The war expanded on March 28 when Yemen’s Houthi movement launched its first ballistic missile strikes at Israel, declaring open-ended attacks until “aggression on all resistance fronts stops.” Iraq’s Popular Mobilization Forces have deployed inside Iran. Israel has intensified ground operations in southern Lebanon, with the IDF moving northward to oust Hezbollah militants. Syria has intercepted drone strikes from Iraq targeting U.S. military bases. The IRGC Navy commander Alireza Tangsiri was killed by an Israeli strike on March 26. The Assembly of Experts was struck during a preliminary meeting to elect a successor to Supreme Leader Khamenei, who was reportedly killed in the opening days of the campaign.

What began as a counterproliferation campaign has become a multi-theater regional war with expanding fronts, no ceasefire, and no visible exit criteria.

The Convergence

The word that most analysts are not using—but should be—is convergence. This is not a war with side effects. It is a system of interlocking crises in which each domain of failure accelerates the others.

The Strait closure does not merely raise oil prices. It severs the liquefied natural gas supply that Europe depends on (12 to 14 percent of European LNG transits Hormuz from Qatar).

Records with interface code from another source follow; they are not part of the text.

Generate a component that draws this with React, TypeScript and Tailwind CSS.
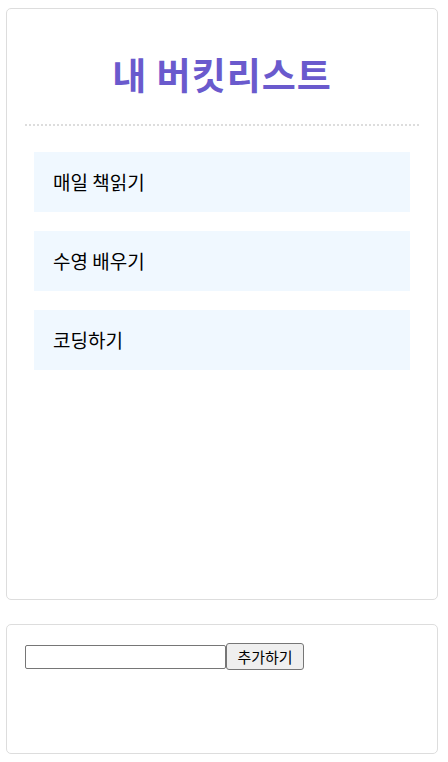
export default function App() {
  const items = ["매일 책읽기", "수영 배우기", "코딩하기"];
  return (
    <div
      className="w-[448px] pt-[8px] pl-[6px]"
      style={{ fontFamily: '"Noto Sans CJK KR", "Noto Sans", sans-serif' }}
    >
      <div className="w-[432px] h-[592px] border border-[#dddddd] rounded-[5px] bg-white px-[18px] flex flex-col">
        <div className="h-[115px] flex items-center justify-center">
          <h1 className="text-[37px] leading-none font-bold text-[#6a5acd] pt-[16px] tracking-[1px]">내 버킷리스트</h1>
        </div>
        <div className="border-t-2 border-dotted border-[#dddddd]" />
        <div className="mx-[9px] mt-[26px] flex flex-col gap-[19px]">
          {items.map((t) => (
            <div key={t} className="h-[60px] bg-[#f0f8ff] flex items-center pl-[19px] text-[19px] text-black">
              {t}
            </div>
          ))}
        </div>
      </div>
      <div className="mt-[24px] w-[432px] h-[130px] border border-[#dddddd] rounded-[5px] bg-white px-[18px] pt-[18px]">
        <div className="flex items-center">
          <input
            type="text"
            className="w-[201px] h-[24px] border border-[#767676] rounded-[2px] bg-white px-[2px] text-[13px]"
          />
          <button className="w-[78px] h-[27px] border border-[#767676] rounded-[3px] bg-[#efefef] text-[15px] text-black leading-none">
            추가하기
          </button>
        </div>
      </div>
    </div>
  );
}
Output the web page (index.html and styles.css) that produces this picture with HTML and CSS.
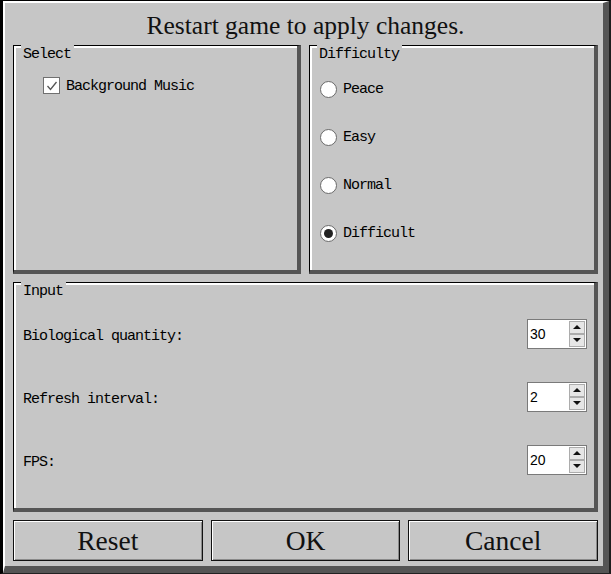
FILE: index.html
```html
<!DOCTYPE html>
<html>
<head>
<meta charset="utf-8">
<link rel="stylesheet" href="styles.css">
</head>
<body>
<div class="window">
  <div class="window-inner">
    <div class="title">Restart game to apply changes.</div>
    <div class="top-row">
      <div class="panel select-panel">
        <span class="panel-title">Select</span>
        <label class="check-row">
          <span class="checkbox">
            <svg width="14" height="14" viewBox="0 0 14 14"><polyline points="2.5,7 5.5,10.5 11.5,3" fill="none" stroke="#555" stroke-width="1.3"/></svg>
          </span>
          <span class="mono">Background Music</span>
        </label>
      </div>
      <div class="panel difficulty-panel">
        <span class="panel-title">Difficulty</span>
        <div class="radio-row"><span class="radio"></span><span class="mono">Peace</span></div>
        <div class="radio-row"><span class="radio"></span><span class="mono">Easy</span></div>
        <div class="radio-row"><span class="radio"></span><span class="mono">Normal</span></div>
        <div class="radio-row"><span class="radio checked"></span><span class="mono">Difficult</span></div>
      </div>
    </div>
    <div class="panel input-panel">
      <span class="panel-title">Input</span>
      <div class="input-row">
        <span class="mono row-label">Biological quantity:</span>
        <div class="spinner"><span class="spin-value">30</span><span class="spin-btns"><span class="spin-btn"><span class="tri-up"></span></span><span class="spin-btn"><span class="tri-down"></span></span></span></div>
      </div>
      <div class="input-row">
        <span class="mono row-label">Refresh interval:</span>
        <div class="spinner"><span class="spin-value">2</span><span class="spin-btns"><span class="spin-btn"><span class="tri-up"></span></span><span class="spin-btn"><span class="tri-down"></span></span></span></div>
      </div>
      <div class="input-row">
        <span class="mono row-label">FPS:</span>
        <div class="spinner"><span class="spin-value">20</span><span class="spin-btns"><span class="spin-btn"><span class="tri-up"></span></span><span class="spin-btn"><span class="tri-down"></span></span></span></div>
      </div>
    </div>
    <div class="button-row">
      <button class="btn">Reset</button>
      <button class="btn">OK</button>
      <button class="btn">Cancel</button>
    </div>
  </div>
</div>
</body>
</html>
```

FILE: styles.css
```css
html, body {
  margin: 0;
  padding: 0;
  background: #c6c6c6;
}
.window {
  width: 611px;
  height: 574px;
  box-sizing: border-box;
  border-style: solid;
  border-width: 1px 2px 1px 3px;
  border-color: #000 #1e1e1e #222 #000;
}
.window-inner {
  height: 100%;
  box-sizing: border-box;
  border-style: solid;
  border-width: 2px 6px 7px 2px;
  border-color: #fff #555 #555 #fff;
  padding: 0 5px 5px 8px;
  display: flex;
  flex-direction: column;
  gap: 8px;
  background: #c6c6c6;
}
.title {
  font-family: "Liberation Serif", serif;
  font-size: 25.5px;
  line-height: 40px;
  height: 42px;
  box-sizing: border-box;
  padding-top: 3px;
  text-align: center;
  color: #111;
  margin-bottom: -8px;
}
.top-row {
  display: grid;
  grid-template-columns: 288px 1fr;
  gap: 8px;
  height: 229px;
}
.panel {
  position: relative;
  box-sizing: border-box;
  border-style: solid;
  border-width: 1px 4px 4px 1px;
  border-color: #000 #555 #555 #000;
  box-shadow: inset 2px 2px 0 #fff;
}
.panel-title {
  position: absolute;
  top: -1px;
  left: 7px;
  padding: 2px 3px 0 2px;
  background: #c6c6c6;
  font-family: "Liberation Mono", monospace;
  font-size: 15px;
  letter-spacing: -1px;
  line-height: 16px;
  height: 16px;
  color: #000;
}
.mono {
  font-family: "Liberation Mono", monospace;
  font-size: 15px;
  letter-spacing: -1px;
  color: #000;
  white-space: pre;
}
.select-panel {
  padding: 31px 0 0 29px;
}
.check-row {
  display: flex;
  align-items: center;
  gap: 6px;
  height: 17px;
}
.checkbox {
  width: 17px;
  height: 17px;
  box-sizing: border-box;
  border: 1px solid #707070;
  background: #fff;
  display: flex;
  align-items: center;
  justify-content: center;
}
.check-row .mono {
  padding-top: 1px;
}
.difficulty-panel {
  padding: 19px 0 0 10px;
}
.radio-row {
  height: 48px;
  display: flex;
  align-items: center;
  gap: 6px;
}
.radio {
  width: 17px;
  height: 17px;
  box-sizing: border-box;
  border-radius: 50%;
  border: 1px solid #6a6a6a;
  background: #fff;
  display: flex;
  align-items: center;
  justify-content: center;
}
.radio.checked::after {
  content: "";
  width: 9px;
  height: 9px;
  border-radius: 50%;
  background: #222;
}
.input-panel {
  height: 230px;
  padding: 20px 7px 0 9px;
}
.input-row {
  height: 63px;
  display: flex;
  align-items: center;
  justify-content: space-between;
}
.row-label {
  padding-top: 3px;
}
.spinner {
  width: 60px;
  height: 30px;
  box-sizing: border-box;
  border: 1px solid #7a7a7a;
  background: #fff;
  display: flex;
  margin-top: -2px;
}
.spin-value {
  flex: 1;
  padding-left: 2px;
  font-family: "Liberation Sans", Arial, sans-serif;
  font-size: 14px;
  line-height: 28px;
  color: #000;
}
.spin-btns {
  width: 16px;
  display: flex;
  flex-direction: column;
  padding: 1px 1px 1px 0;
}
.spin-btn {
  flex: 1;
  box-sizing: border-box;
  border: 1px solid #acacac;
  background: #e6e6e6;
  display: flex;
  align-items: center;
  justify-content: center;
}
.tri-up {
  width: 0;
  height: 0;
  border-left: 4px solid transparent;
  border-right: 4px solid transparent;
  border-bottom: 4px solid #111;
}
.tri-down {
  width: 0;
  height: 0;
  border-left: 4px solid transparent;
  border-right: 4px solid transparent;
  border-top: 4px solid #111;
}
.button-row {
  display: grid;
  grid-template-columns: 1fr 1fr 1fr;
  gap: 8px;
  height: 41px;
}
.btn {
  margin: 0;
  padding: 0;
  height: 41px;
  box-sizing: border-box;
  border: 1px solid #111;
  background: #c6c6c6;
  box-shadow: inset 1px 1px 0 #fff, inset -1px -1px 0 #8a8a8a;
  font-family: "Liberation Serif", serif;
  font-size: 27.5px;
  line-height: 40px;
  color: #111;
  text-align: center;
}
```
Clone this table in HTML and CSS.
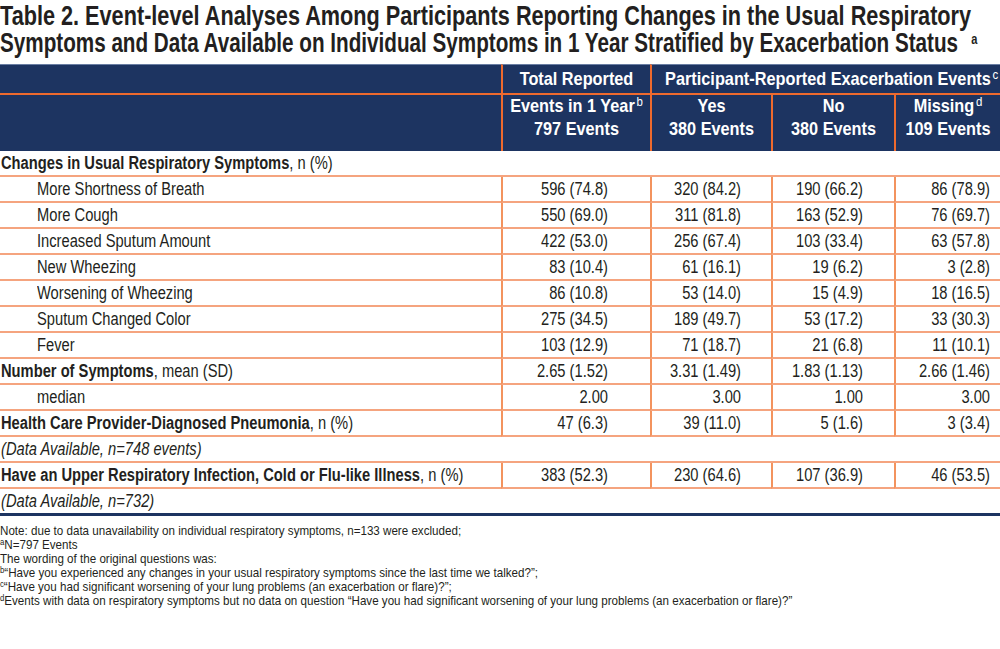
FILE: index.html
```html
<!DOCTYPE html>
<html lang="en">
<head>
<meta charset="utf-8">
<title>Table 2</title>
<link rel="stylesheet" href="styles.css">
</head>
<body>
<h1 class="title">
  <span class="tline">Table 2. Event-level Analyses Among Participants Reporting Changes in the Usual Respiratory</span>
  <span class="tline tline2">Symptoms and Data Available on Individual Symptoms in 1 Year Stratified by Exacerbation Status<sup class="tsup">a</sup></span>
</h1>
<table class="tbl">
  <colgroup>
    <col class="c1"><col class="c2"><col class="c3"><col class="c4"><col class="c5">
  </colgroup>
  <thead>
    <tr class="h1row">
      <th class="hblank"></th>
      <th class="hcell"><span class="hx">Total Reported</span></th>
      <th class="hcell hgrp" colspan="3"><span class="hx">Participant-Reported Exacerbation Events<sup class="hsup">c</sup></span></th>
    </tr>
    <tr class="h2row">
      <th class="hblank"></th>
      <th class="hcell"><span class="hx">Events in 1 Year<sup class="hsup">b</sup><br>797 Events</span></th>
      <th class="hcell"><span class="hx">Yes<br>380 Events</span></th>
      <th class="hcell"><span class="hx">No<br>380 Events</span></th>
      <th class="hcell"><span class="hx">Missing<sup class="hsup">d</sup><br>109 Events</span></th>
    </tr>
  </thead>
  <tbody>
    <tr><td class="lab"><span class="sx"><b>Changes in Usual Respiratory Symptoms</b>, n (%)</span></td><td></td><td></td><td></td><td></td></tr>
    <tr><td class="lab ind"><span class="sx">More Shortness of Breath</span></td><td class="d d2"><span class="sx">596 (74.8)</span></td><td class="d d3"><span class="sx">320 (84.2)</span></td><td class="d d4"><span class="sx">190 (66.2)</span></td><td class="d d5"><span class="sx">86 (78.9)</span></td></tr>
    <tr><td class="lab ind"><span class="sx">More Cough</span></td><td class="d d2"><span class="sx">550 (69.0)</span></td><td class="d d3"><span class="sx">311 (81.8)</span></td><td class="d d4"><span class="sx">163 (52.9)</span></td><td class="d d5"><span class="sx">76 (69.7)</span></td></tr>
    <tr><td class="lab ind"><span class="sx">Increased Sputum Amount</span></td><td class="d d2"><span class="sx">422 (53.0)</span></td><td class="d d3"><span class="sx">256 (67.4)</span></td><td class="d d4"><span class="sx">103 (33.4)</span></td><td class="d d5"><span class="sx">63 (57.8)</span></td></tr>
    <tr><td class="lab ind"><span class="sx">New Wheezing</span></td><td class="d d2"><span class="sx">83 (10.4)</span></td><td class="d d3"><span class="sx">61 (16.1)</span></td><td class="d d4"><span class="sx">19 (6.2)</span></td><td class="d d5"><span class="sx">3 (2.8)</span></td></tr>
    <tr><td class="lab ind"><span class="sx">Worsening of Wheezing</span></td><td class="d d2"><span class="sx">86 (10.8)</span></td><td class="d d3"><span class="sx">53 (14.0)</span></td><td class="d d4"><span class="sx">15 (4.9)</span></td><td class="d d5"><span class="sx">18 (16.5)</span></td></tr>
    <tr><td class="lab ind"><span class="sx">Sputum Changed Color</span></td><td class="d d2"><span class="sx">275 (34.5)</span></td><td class="d d3"><span class="sx">189 (49.7)</span></td><td class="d d4"><span class="sx">53 (17.2)</span></td><td class="d d5"><span class="sx">33 (30.3)</span></td></tr>
    <tr><td class="lab ind"><span class="sx">Fever</span></td><td class="d d2"><span class="sx">103 (12.9)</span></td><td class="d d3"><span class="sx">71 (18.7)</span></td><td class="d d4"><span class="sx">21 (6.8)</span></td><td class="d d5"><span class="sx">11 (10.1)</span></td></tr>
    <tr><td class="lab"><span class="sx"><b>Number of Symptoms</b>, mean (SD)</span></td><td class="d d2"><span class="sx">2.65 (1.52)</span></td><td class="d d3"><span class="sx">3.31 (1.49)</span></td><td class="d d4"><span class="sx">1.83 (1.13)</span></td><td class="d d5"><span class="sx">2.66 (1.46)</span></td></tr>
    <tr><td class="lab ind"><span class="sx">median</span></td><td class="d d2"><span class="sx">2.00</span></td><td class="d d3"><span class="sx">3.00</span></td><td class="d d4"><span class="sx">1.00</span></td><td class="d d5"><span class="sx">3.00</span></td></tr>
    <tr><td class="lab"><span class="sx"><b>Health Care Provider-Diagnosed Pneumonia</b>, n (%)</span></td><td class="d d2"><span class="sx">47 (6.3)</span></td><td class="d d3"><span class="sx">39 (11.0)</span></td><td class="d d4"><span class="sx">5 (1.6)</span></td><td class="d d5"><span class="sx">3 (3.4)</span></td></tr>
    <tr><td class="lab"><span class="sx"><i>(Data Available, n=748 events)</i></span></td><td></td><td></td><td></td><td></td></tr>
    <tr><td class="lab"><span class="sx"><b>Have an Upper Respiratory Infection, Cold or Flu-like Illness</b>, n (%)</span></td><td class="d d2"><span class="sx">383 (52.3)</span></td><td class="d d3"><span class="sx">230 (64.6)</span></td><td class="d d4"><span class="sx">107 (36.9)</span></td><td class="d d5"><span class="sx">46 (53.5)</span></td></tr>
    <tr class="last"><td class="lab"><span class="sx"><i>(Data Available, n=732)</i></span></td><td></td><td></td><td></td><td></td></tr>
  </tbody>
</table>
<div class="notes">
  <p>Note: due to data unavailability on individual respiratory symptoms, n=133 were excluded;</p>
  <p><sup>a</sup>N=797 Events</p>
  <p>The wording of the original questions was:</p>
  <p><sup>b</sup>“Have you experienced any changes in your usual respiratory symptoms since the last time we talked?”;</p>
  <p><sup>c</sup>“Have you had significant worsening of your lung problems (an exacerbation or flare)?”;</p>
  <p><sup>d</sup>Events with data on respiratory symptoms but no data on question “Have you had significant worsening of your lung problems (an exacerbation or flare)?”</p>
</div>
</body>
</html>
```
FILE: styles.css
```css
html, body {
  margin: 0;
  padding: 0;
  background: #ffffff;
}
body {
  font-family: "Liberation Sans", Arial, sans-serif;
  color: #231f20;
  width: 1000px;
  overflow: hidden;
}
.title {
  margin: 2px 0 8px 0;
  font-size: 28px;
  line-height: 27px;
  font-weight: bold;
  color: #231f20;
}
.tline {
  display: block;
  white-space: nowrap;
  transform: scaleX(0.774);
  transform-origin: left center;
}
.tline2 {
  transform: scaleX(0.738);
}
.tsup {
  font-size: 15px;
  line-height: 0;
  vertical-align: 8px;
  margin-left: 18px;
}
.tbl {
  width: 1000px;
  table-layout: fixed;
  border-collapse: separate;
  border-spacing: 0;
}
.c1 { width: 501px; }
.c2 { width: 149px; }
.c3 { width: 121px; }
.c4 { width: 123px; }
.c5 { width: 106px; }
thead th {
  background: #1d3461;
  color: #ffffff;
  font-weight: bold;
  font-size: 18.5px;
  padding: 0;
}
.h1row th {
  height: 28px;
  border-top: 1px solid #6a7ea3;
  border-bottom: 2px solid #ee6a2e;
  vertical-align: middle;
  line-height: 22px;
}
.h2row th {
  height: 56px;
  vertical-align: top;
  line-height: 23px;
}
.hcell {
  border-left: 2px solid #ee6a2e;
  text-align: center;
}
.hgrp {
  padding-right: 12px;
}
.hx {
  display: block;
  white-space: nowrap;
  margin: 0 -8px;
  transform: scaleX(0.88);
}
.h2row .hx {
  margin-top: -1px;
}
.hsup {
  font-weight: normal;
  font-size: 13px;
  line-height: 0;
  vertical-align: 6px;
  margin-left: 2px;
}
tbody td {
  height: 24px;
  padding: 0;
  font-size: 17.5px;
  line-height: 24px;
  border-bottom: 2px solid #f5a47f;
  white-space: nowrap;
}
tbody tr.last td {
  border-bottom: 3px solid #1d3461;
}
.sx {
  display: block;
  white-space: nowrap;
  transform: scaleX(0.84);
}
.lab .sx {
  transform-origin: left center;
}
.d .sx {
  transform-origin: right center;
  margin-left: -60px;
}
.lab {
  padding-left: 1px;
}
.lab.ind {
  padding-left: 37px;
}
.d {
  text-align: right;
  border-left: 2px solid #f3935e;
}
.d2 { padding-right: 42px; }
.d3 { padding-right: 30px; }
.d4 { padding-right: 31px; }
.d5 { padding-right: 10px; }
.notes {
  padding-top: 8px;
  font-size: 13.5px;
  line-height: 14px;
  color: #231f20;
  white-space: nowrap;
  transform: scaleX(0.86);
  transform-origin: left top;
}
.notes p {
  margin: 0;
}
.notes sup {
  font-size: 9px;
  line-height: 0;
  vertical-align: 4px;
}
```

QatarEnergy has warned that missile damage to its LNG facilities will take up to five years to repair. The closure also cuts the fertilizer supply chain: Gulf states produce nearly half the world’s urea and thirty percent of its ammonia. Urea prices have risen fifty percent since the war began. If the Strait remains closed through April, the disruption arrives during the Northern Hemisphere spring planting season, when corn—the primary feed stock for American beef, poultry, and dairy—depends on affordable fertilizer. The oil shock becomes a fertilizer shock becomes a food price shock becomes a consumer spending shock. Each link in that chain is already under stress. None of them can absorb the next blow.

Simultaneously, the humanitarian crisis is generating its own cascade. Seven hundred thousand Lebanese have been displaced. Over 70,000 Afghan refugees have returned to Afghanistan under forced circumstances in the first two weeks of March alone, many of them—in the words of the UNHCR—“fleeing one war only to encounter another.” Iran has lowered the minimum age for military support participation to twelve. Rights groups report an eleven-year-old killed at a Tehran checkpoint while on duty. The humanitarian catastrophe is not a byproduct of the war. It is a second front—one that generates refugee flows, ethnic tensions, and economic destruction in every country it touches.

The supply chain disruption extends far beyond petroleum. Kuwait’s Mubarak Al-Kabeer port—a Chinese Belt and Road project—has been damaged. Iran struck the UAE’s EMAL aluminium plants with 16 ballistic missiles and 42 UAVs over 24 hours. The Gulf region accounts for twenty percent of global raw aluminium exports. The Port of Salalah in Oman—a key transshipment hub for consumer goods from Vietnam, India, and Bangladesh—sits in the conflict zone. Apparel companies that diversified away from China into Southeast Asia have discovered that their new supply chains run directly through the war’s blast radius. The U.S. defense industrial base itself faces what analysts describe as “near total” disruption of critical minerals supply, particularly sulfur, through the Strait.

The Diplomatic Track

For the first time since the war began, a structurally coordinated diplomatic architecture has emerged. Pakistan hosted a two-day meeting of foreign ministers from Turkey, Egypt, Saudi Arabia, and Pakistan on March 29–30—the second such meeting in less than two weeks. Pakistan’s Deputy Prime Minister Ishaq Dar announced that both the United States and Iran have expressed confidence in Pakistan to facilitate direct talks, and that Islamabad is prepared to host them “in coming days.” China’s Foreign Minister Wang Yi has endorsed the initiative. UN Secretary-General António Guterres has expressed support.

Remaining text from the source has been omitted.